Approaching Jonas as a novel in this vein requires that we wrestle with Jonas as a real person, as opposed to a cartoon character. How do you see Jonas in your imagination? Is he a comic or tragic figure? Is the book more sad or more funny?
JF: Sad, but not serious, like when you project an inappropriate emotion onto Wile E. Coyote and find the cartoonists cruel. Jonas does have moments of realist psychological discovery, such as when he imagines his mother in the Eastern Townships, how she died, and how Jonas was conceived. He is not restricted to the two dimensional rules of Looney Tunes characters in every episode, only in some.
E Martin Nolan’s First Take:
Hutchinson and Ice House have lied to us. This is not an ‘epic.’ It’s a picaresque novel. ‘Picaresque’ is often loosely used as an adjective to describe works with zany or episodic elements. Forrest Gump, for example.
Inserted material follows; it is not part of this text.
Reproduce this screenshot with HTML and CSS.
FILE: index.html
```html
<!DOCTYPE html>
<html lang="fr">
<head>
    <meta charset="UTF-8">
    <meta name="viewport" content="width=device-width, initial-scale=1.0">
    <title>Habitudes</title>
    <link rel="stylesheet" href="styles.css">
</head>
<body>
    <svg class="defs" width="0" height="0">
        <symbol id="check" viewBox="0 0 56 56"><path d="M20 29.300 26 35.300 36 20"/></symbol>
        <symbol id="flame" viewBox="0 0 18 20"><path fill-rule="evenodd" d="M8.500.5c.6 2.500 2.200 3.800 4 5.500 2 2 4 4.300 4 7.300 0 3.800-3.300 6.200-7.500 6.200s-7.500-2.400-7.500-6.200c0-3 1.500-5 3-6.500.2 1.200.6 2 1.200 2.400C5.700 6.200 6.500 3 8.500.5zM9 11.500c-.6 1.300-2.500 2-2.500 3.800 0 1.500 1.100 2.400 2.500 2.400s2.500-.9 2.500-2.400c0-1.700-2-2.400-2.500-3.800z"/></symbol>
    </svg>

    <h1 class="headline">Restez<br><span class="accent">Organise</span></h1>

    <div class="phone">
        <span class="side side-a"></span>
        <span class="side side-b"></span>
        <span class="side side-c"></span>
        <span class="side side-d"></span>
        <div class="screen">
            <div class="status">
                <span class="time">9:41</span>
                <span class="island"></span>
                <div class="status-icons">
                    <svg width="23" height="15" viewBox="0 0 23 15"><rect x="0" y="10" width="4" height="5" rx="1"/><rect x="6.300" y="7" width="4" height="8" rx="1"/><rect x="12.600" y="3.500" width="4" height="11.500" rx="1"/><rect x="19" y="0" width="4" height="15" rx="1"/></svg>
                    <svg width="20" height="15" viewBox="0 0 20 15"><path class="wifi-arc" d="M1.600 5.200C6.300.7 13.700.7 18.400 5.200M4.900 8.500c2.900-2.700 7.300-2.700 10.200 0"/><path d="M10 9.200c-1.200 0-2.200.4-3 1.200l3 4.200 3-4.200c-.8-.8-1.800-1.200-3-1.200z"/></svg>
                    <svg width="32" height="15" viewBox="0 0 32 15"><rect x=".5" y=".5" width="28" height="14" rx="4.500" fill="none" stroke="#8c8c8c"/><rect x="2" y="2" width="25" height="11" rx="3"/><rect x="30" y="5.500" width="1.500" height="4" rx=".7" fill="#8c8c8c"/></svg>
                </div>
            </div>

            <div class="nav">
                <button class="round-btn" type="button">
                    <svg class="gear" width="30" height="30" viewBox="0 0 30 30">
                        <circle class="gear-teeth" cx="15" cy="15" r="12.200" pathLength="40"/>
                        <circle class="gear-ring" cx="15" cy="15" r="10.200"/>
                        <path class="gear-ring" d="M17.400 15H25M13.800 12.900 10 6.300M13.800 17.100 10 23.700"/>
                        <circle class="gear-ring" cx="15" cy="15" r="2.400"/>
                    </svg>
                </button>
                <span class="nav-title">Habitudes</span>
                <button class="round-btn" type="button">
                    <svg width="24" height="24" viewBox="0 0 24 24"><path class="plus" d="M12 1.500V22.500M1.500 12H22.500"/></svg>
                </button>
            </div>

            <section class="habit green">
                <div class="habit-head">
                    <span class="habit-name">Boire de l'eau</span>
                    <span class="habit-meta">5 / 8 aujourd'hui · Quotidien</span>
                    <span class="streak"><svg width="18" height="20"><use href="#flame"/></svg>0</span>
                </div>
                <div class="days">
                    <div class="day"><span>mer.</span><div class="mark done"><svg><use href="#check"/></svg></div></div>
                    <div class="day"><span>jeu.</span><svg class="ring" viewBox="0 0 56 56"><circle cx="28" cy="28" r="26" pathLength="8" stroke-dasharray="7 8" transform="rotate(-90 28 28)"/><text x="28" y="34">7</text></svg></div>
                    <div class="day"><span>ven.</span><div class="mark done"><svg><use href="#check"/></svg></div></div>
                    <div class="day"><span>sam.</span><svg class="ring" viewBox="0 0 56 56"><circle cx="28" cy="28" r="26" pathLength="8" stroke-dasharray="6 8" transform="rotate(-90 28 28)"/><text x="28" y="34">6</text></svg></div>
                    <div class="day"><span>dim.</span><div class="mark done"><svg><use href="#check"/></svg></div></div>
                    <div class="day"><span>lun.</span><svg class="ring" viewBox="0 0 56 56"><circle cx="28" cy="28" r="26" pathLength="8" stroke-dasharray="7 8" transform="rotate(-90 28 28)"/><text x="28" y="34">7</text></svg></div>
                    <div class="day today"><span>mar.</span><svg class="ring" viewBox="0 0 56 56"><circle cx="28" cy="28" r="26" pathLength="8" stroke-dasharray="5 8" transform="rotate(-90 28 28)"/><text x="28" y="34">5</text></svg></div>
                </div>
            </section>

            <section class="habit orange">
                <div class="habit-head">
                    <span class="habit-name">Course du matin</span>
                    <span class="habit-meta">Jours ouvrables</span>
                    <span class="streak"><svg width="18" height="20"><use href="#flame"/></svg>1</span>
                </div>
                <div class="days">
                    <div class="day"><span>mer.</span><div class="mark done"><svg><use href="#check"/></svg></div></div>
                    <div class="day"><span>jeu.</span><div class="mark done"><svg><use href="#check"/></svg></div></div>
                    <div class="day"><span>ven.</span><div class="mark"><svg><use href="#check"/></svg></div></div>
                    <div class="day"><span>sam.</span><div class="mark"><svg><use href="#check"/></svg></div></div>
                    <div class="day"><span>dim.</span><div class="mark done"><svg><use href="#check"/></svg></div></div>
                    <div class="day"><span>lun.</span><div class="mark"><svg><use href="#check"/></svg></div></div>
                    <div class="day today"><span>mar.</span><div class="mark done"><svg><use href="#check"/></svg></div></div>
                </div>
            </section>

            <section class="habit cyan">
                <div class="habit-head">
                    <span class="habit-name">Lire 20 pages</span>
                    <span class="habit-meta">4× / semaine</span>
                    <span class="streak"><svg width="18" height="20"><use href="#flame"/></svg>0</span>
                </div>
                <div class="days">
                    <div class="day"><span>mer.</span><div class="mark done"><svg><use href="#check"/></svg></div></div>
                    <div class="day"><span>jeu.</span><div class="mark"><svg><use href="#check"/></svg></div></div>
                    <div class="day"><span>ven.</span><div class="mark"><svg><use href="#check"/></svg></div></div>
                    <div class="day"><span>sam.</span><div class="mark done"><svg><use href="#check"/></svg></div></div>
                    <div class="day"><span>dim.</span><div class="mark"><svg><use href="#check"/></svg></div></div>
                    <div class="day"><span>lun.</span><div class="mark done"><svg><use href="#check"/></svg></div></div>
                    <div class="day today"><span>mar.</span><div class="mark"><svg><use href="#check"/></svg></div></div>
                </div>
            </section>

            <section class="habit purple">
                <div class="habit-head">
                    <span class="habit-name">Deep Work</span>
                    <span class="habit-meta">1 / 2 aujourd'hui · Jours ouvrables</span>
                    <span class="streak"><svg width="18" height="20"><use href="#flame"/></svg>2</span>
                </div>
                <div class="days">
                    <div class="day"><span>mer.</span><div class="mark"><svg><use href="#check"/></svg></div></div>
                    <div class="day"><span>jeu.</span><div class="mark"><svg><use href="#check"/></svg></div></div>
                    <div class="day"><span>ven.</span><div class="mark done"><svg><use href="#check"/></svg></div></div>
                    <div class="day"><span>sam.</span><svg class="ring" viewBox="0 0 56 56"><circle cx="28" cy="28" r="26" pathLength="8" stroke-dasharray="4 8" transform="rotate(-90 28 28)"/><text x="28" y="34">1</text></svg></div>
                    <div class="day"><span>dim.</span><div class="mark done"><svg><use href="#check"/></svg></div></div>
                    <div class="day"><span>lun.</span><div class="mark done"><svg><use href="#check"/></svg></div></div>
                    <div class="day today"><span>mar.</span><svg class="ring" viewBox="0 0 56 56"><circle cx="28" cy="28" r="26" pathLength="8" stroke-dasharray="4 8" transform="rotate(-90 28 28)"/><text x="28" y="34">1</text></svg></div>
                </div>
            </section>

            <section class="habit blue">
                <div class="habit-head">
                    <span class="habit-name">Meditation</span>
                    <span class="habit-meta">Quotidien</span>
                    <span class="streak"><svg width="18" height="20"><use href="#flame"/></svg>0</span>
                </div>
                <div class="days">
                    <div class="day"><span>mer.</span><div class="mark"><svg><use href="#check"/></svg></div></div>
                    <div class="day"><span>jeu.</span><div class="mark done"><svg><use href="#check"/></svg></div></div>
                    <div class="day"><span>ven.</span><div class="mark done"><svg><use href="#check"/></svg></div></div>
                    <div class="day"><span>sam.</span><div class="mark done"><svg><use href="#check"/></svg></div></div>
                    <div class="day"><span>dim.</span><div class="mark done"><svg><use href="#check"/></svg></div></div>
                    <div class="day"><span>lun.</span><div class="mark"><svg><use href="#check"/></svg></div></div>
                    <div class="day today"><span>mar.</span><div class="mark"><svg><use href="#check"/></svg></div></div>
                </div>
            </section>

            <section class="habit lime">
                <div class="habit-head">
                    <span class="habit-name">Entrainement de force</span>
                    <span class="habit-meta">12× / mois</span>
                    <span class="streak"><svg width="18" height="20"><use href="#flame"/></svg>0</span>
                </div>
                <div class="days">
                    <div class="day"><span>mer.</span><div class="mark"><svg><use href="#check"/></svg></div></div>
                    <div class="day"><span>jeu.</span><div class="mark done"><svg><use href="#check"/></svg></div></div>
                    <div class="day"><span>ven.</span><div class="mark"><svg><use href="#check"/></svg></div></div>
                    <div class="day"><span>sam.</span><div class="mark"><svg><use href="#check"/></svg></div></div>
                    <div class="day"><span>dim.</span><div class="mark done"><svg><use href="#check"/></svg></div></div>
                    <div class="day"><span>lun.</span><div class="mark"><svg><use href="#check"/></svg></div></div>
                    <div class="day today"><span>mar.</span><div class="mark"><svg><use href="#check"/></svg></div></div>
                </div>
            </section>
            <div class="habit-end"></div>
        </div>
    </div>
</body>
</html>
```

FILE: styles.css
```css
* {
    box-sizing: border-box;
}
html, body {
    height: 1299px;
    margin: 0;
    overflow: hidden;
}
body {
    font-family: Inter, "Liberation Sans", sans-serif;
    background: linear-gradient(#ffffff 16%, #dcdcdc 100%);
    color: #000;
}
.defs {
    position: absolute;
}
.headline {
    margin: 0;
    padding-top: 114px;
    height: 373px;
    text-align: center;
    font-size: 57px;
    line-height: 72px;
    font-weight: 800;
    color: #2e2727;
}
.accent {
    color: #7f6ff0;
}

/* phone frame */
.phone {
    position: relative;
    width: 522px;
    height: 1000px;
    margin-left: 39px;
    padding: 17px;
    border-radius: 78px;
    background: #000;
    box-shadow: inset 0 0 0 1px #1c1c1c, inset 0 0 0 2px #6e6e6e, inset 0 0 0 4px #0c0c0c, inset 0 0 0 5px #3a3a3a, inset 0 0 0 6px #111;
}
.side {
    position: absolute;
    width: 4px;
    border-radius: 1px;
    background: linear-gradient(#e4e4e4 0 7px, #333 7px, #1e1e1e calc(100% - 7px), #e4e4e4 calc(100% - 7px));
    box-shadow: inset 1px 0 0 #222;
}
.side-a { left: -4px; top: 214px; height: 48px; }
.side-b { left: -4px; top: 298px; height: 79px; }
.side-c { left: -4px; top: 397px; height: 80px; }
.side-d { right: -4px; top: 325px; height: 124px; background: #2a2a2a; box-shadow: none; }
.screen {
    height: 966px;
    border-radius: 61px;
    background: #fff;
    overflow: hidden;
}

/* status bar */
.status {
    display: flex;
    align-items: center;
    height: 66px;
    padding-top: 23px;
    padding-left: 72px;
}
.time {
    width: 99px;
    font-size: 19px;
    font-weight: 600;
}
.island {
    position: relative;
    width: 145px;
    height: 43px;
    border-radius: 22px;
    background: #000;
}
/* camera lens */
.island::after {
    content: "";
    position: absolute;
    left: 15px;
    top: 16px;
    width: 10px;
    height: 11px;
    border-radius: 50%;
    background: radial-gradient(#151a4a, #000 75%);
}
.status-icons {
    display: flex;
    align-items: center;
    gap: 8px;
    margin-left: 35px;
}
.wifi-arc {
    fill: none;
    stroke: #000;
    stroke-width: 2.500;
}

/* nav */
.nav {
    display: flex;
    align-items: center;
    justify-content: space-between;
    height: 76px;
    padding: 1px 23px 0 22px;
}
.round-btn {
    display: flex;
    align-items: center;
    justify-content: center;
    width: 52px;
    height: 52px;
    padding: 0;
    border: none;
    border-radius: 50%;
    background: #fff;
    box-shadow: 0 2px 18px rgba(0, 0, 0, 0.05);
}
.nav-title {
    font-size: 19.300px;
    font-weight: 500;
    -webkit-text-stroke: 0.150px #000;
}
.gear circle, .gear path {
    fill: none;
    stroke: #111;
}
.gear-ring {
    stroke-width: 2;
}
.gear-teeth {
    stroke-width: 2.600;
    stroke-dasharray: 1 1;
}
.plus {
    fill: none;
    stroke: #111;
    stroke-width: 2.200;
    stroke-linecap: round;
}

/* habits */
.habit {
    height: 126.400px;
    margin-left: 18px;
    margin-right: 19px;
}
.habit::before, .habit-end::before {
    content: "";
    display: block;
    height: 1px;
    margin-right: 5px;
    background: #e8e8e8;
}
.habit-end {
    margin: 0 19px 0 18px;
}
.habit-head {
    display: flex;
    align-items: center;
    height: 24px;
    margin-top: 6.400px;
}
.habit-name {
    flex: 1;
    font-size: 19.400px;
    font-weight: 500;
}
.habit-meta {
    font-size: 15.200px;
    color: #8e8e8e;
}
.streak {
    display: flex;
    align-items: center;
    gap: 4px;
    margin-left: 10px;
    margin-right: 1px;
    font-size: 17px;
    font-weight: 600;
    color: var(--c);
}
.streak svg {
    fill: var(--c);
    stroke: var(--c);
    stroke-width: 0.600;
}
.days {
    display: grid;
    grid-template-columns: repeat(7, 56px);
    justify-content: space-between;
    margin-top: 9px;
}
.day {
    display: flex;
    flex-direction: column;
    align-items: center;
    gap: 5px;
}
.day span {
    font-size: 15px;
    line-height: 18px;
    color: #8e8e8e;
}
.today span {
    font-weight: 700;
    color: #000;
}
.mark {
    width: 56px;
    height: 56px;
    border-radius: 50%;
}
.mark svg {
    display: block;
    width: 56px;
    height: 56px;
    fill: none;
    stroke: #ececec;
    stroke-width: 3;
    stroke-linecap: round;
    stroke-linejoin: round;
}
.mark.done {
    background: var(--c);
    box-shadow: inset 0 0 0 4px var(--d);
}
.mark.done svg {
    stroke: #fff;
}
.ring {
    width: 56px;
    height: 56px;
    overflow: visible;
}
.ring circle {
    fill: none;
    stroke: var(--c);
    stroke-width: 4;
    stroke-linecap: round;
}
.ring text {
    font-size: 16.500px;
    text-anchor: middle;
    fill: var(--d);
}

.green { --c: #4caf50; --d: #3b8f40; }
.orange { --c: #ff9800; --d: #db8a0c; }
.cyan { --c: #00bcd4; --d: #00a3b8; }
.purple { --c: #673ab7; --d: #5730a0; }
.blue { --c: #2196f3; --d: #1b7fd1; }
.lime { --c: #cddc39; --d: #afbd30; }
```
But according to Stuart Miller’s 1968 study The Picaresque Novel, Gump (the movie, at least) would be more properly considered a comedy—or perhaps a romance, or both—containing picaresque elements. “In comedy,” Miller writes, “the central image of life is man pitted against fortune.” He goes on: “in comedy and the romance, the hero is usually able to reconcile himself with Fortune in a stable marriage,” or in some other way that proves “Fortune has been conquered at last.”
In the picaresque, “there is no escape.” Miller claims Invisible Man is a proper picaresque novel because it is “an expression of a certain essential and unending chaos in life.” The same could be said of Jonas in Frames, and of its most obvious literary forbear, A Confederacy of Dunces. In fact, there is not nearly enough space here to express how accurately Hutchinson has hewn to Miller’s definition of the picaresque. But Miller has given us a succinct rundown of the major elements:
A picaresque novel is a novel with an episodic plot. The episodic plot, together with the Fortune pattern, and accident motif, and the rush of events pattern, projects a universe in a state of chaos.
The “Fortune pattern” and “accident motif” refer to the main character’s, or picar’s, inability to control his or her own fate, as he or she is at the utter mercy of fortune and accident. In Jonas in Frames, the “Lab Notes” serve as a kind-of chorus in which Jonas is described as the “Subject X” of some metaphysical or literary experiment. They also attest to Jonas’s susceptibility to higher powers, as does his random continent-spanning roaming (we’re also told he suffers from “Temporal Hiccups”). The “rush of events pattern” refers to the absurdly rapid pace at which fortune and accident attack the picar. See the “Mr. Sock” episode in the novel for one example of just such a phenomenon.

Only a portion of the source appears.